The first thing to do is decide how to store the cube. One possible way is to lay its faces to the plane, like in the figure below. This figure shows the cube in its starting position, i.e. in the upper left corner of the matrix.

Let's roll the cube one field to the right, and see what it looks like now.

We can see that this move only changed the blue row in the figure, and that this row shifted circularly to the left. Also note that one move to the left is the same as three moves to the right. This will be helpful later.

Let's see what happens if we roll the cube one field down.
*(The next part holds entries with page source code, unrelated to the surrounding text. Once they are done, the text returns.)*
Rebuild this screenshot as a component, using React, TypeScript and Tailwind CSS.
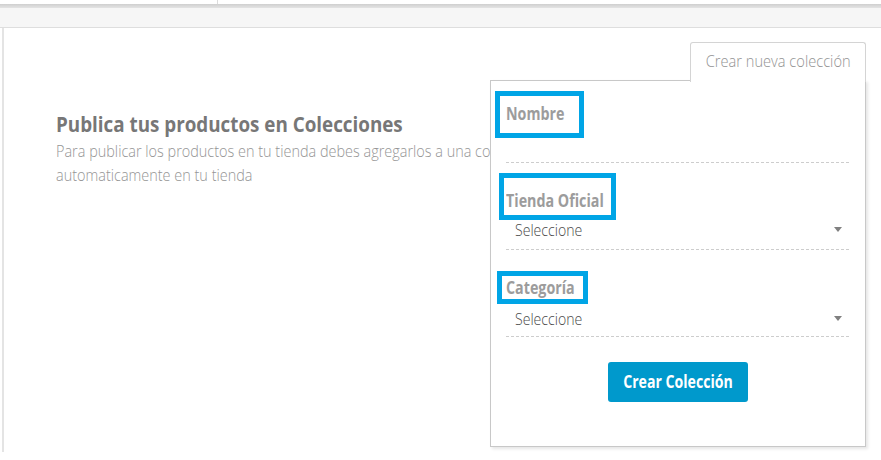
import React from "react";

const font = { fontFamily: '"Open Sans", "Liberation Sans", sans-serif' };

function Dashed() {
  return (
    <div className="h-px w-full bg-[linear-gradient(to_right,#cdcdcd_60%,transparent_60%)] bg-[length:5px_1px] bg-repeat-x" />
  );
}

function Label({ text }: { text: string }) {
  return (
    <div className="h-[24px] leading-[24px] whitespace-nowrap">
      <span className="inline-block origin-left scale-x-[0.84] font-bold text-[17px] text-[#9c9c9c]">{text}</span>
    </div>
  );
}

function SelectRow({ top }: { top: string }) {
  return (
    <div className="flex flex-col">
      <div className={`h-[36px] flex items-start justify-between pl-[9px] pr-[8px] ${top}`}>
        <span className="inline-block origin-left scale-x-[0.88] text-[16px] leading-[22px] font-light text-[#4a4a4a] whitespace-nowrap">
          Seleccione
        </span>
        <svg className="mt-[8px]" width="8" height="5" viewBox="0 0 8 5">
          <path d="M0 0h8L4 5z" fill="#808080" />
        </svg>
      </div>
      <Dashed />
    </div>
  );
}

export default function App() {
  return (
    <div className="w-[881px] h-[460px] bg-white relative overflow-hidden" style={font}>
      <div className="h-[4px] bg-white relative">
        <div className="absolute left-[217px] top-0 w-px h-[4px] bg-[#dcdcdc]" />
      </div>
      <div className="h-[4px] bg-gradient-to-b from-[#cfcfcf] to-[#e4e4e4]" />
      <div className="h-[20px] bg-[#f6f6f6] border-b border-[#dedede]" />
      <div className="ml-[2px] h-[424px] border-l-[2px] border-[#e4e4e4] bg-white">
        <div className="pl-[52px] pt-[80px]">
          <h1 className="h-[30px] leading-[30px] whitespace-nowrap">
            <span className="inline-block origin-left scale-x-[0.855] text-[22px] font-bold text-[#777777]">
              Publica tus productos en Colecciones
            </span>
          </h1>
          <p className="mt-[1px] text-[17px] font-light text-[#959595] leading-[24px] whitespace-nowrap origin-left scale-x-[0.85] w-[700px]">
            Para publicar los productos en tu tienda debes agregarlos a una colección y estos se mostrarán
            <br />
            automaticamente en tu tienda
          </p>
        </div>
      </div>

      {/* Tab */}
      <div className="absolute left-[690px] top-[42px] w-[176px] h-[40px] bg-white border border-b-0 border-[#d4d4d4] rounded-t-[3px] flex justify-center z-10 pt-[4px]">
        <span className="inline-block scale-x-[0.86] text-[17px] leading-[28px] font-light text-[#939393] whitespace-nowrap">
          Crear nueva colección
        </span>
      </div>

      {/* Panel */}
      <div className="absolute left-[490px] top-[80px] w-[376px] h-[367px] bg-white border border-[#c8c8c8] shadow-[2px_2px_3px_rgba(0,0,0,0.10)] flex flex-col pt-[21px] px-[15px]">
        <div className="absolute left-[200px] -top-px w-[174px] h-[2px] bg-white" />
        <Label text="Nombre" />
        <div className="h-[36px]" />
        <Dashed />
        <div className="h-[26px]" />
        <Label text="Tienda Oficial" />
        <SelectRow top="pt-[6px]" />
        <div className="h-[26px]" />
        <Label text="Categoría" />
        <SelectRow top="pt-[8px]" />
        <div className="flex justify-center mt-[25px]">
          <button className="w-[140px] h-[40px] bg-[#0099cc] rounded-[3px] flex items-center justify-center">
            <span className="inline-block scale-x-[0.83] text-white font-bold text-[17px] leading-[24px] whitespace-nowrap">
              Crear Colección
            </span>
          </button>
        </div>
      </div>

      {/* Annotation highlight boxes */}
      <div className="absolute left-[495px] top-[91px] w-[89px] h-[47px] border-[5px] border-[#00a5e6] z-20" />
      <div className="absolute left-[499px] top-[173px] w-[117px] h-[47px] border-[5px] border-[#00a5e6] z-20" />
      <div className="absolute left-[497px] top-[271px] w-[91px] h-[33px] border-[5px] border-[#00a5e6] z-20" />
    </div>
  );
}
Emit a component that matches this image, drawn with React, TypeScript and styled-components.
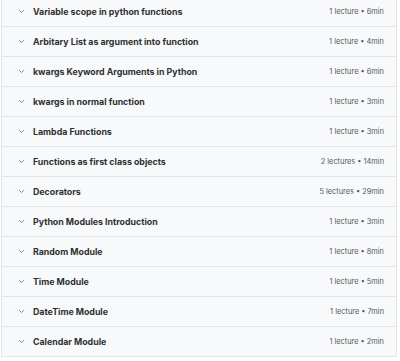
import React from "react";
import styled, { createGlobalStyle } from "styled-components";

const Global = createGlobalStyle`
  html, body { margin: 0; padding: 0; background: #ffffff; }
  body { font-family: Inter, "Noto Sans", sans-serif; -webkit-font-smoothing: antialiased; }
`;

const List = styled.div`
  margin-top: -3px;
  width: 396px;
  margin-left: 1px;
  border-left: 1px solid #e3e6e9;
  border-right: 1px solid #e3e6e9;
  box-sizing: border-box;
  display: flex;
  flex-direction: column;
`;

const Row = styled.div`
  height: 30px;
  box-sizing: border-box;
  background: #f7f9fa;
  border-bottom: 1px solid #e3e6e9;
  display: flex;
  align-items: center;
  padding: 0 12px 0 16px;
`;

const Chevron = styled.svg`
  width: 7px;
  height: 7px;
  flex: none;
  color: #6a6f73;
  margin-right: 8px;
`;

const Title = styled.span`
  flex: 1;
  font-size: 8.8px;
  font-weight: 700;
  color: #2d2f31;
  white-space: nowrap;
`;

const Meta = styled.span`
  font-size: 7.4px;
  color: #55595d;
  white-space: nowrap;
`;

const rows: [string, string][] = [
  ["Variable scope in python functions", "1 lecture • 6min"],
  ["Arbitary List as argument into function", "1 lecture • 4min"],
  ["kwargs Keyword Arguments in Python", "1 lecture • 6min"],
  ["kwargs in normal function", "1 lecture • 3min"],
  ["Lambda Functions", "1 lecture • 3min"],
  ["Functions as first class objects", "2 lectures • 14min"],
  ["Decorators", "5 lectures • 29min"],
  ["Python Modules Introduction", "1 lecture • 3min"],
  ["Random Module", "1 lecture • 8min"],
  ["Time Module", "1 lecture • 5min"],
  ["DateTime Module", "1 lecture • 7min"],
  ["Calendar Module", "1 lecture • 2min"],
];

export default function App() {
  return (
    <>
      <Global />
      <List>
        {rows.map(([t, m]) => (
          <Row key={t}>
            <Chevron viewBox="0 0 10 10">
              <path d="M2 3.5 L5 6.5 L8 3.5" fill="none" stroke="currentColor" strokeWidth="1.2" strokeLinecap="round" strokeLinejoin="round" />
            </Chevron>
            <Title>{t}</Title>
            <Meta>{m}</Meta>
          </Row>
        ))}
      </List>
    </>
  );
}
The figure shows what the cube looks like after moving it one field down from the starting position.

Only green faces marked ~2,6,5,1~ changed, and we can observe that they shifted circularly to the right, i.e. ~2651~ became ~1265~.

With the observations above, we can simulate all the moves, which would lead to an ~\mathcal O(RS)~ solution and would be too slow.

We can improve our solution by finding a faster way to calculate the sum of each row and the final state of the cube at the end of that row. After four horizontal moves we end up in exactly the same state, so ~S-1~ horizontal moves give the same state of the cube as if we made only ~(S-1) \bmod 4~ moves.

To find the sum of the whole row, we must also add the rest of the moves. These moves can be divided into groups of ~4~, and it's not hard to see that each of these groups has the sum of ~14~, since one group contains two pairs of opposing faces.

The final complexity is now ~\mathcal O(R)~.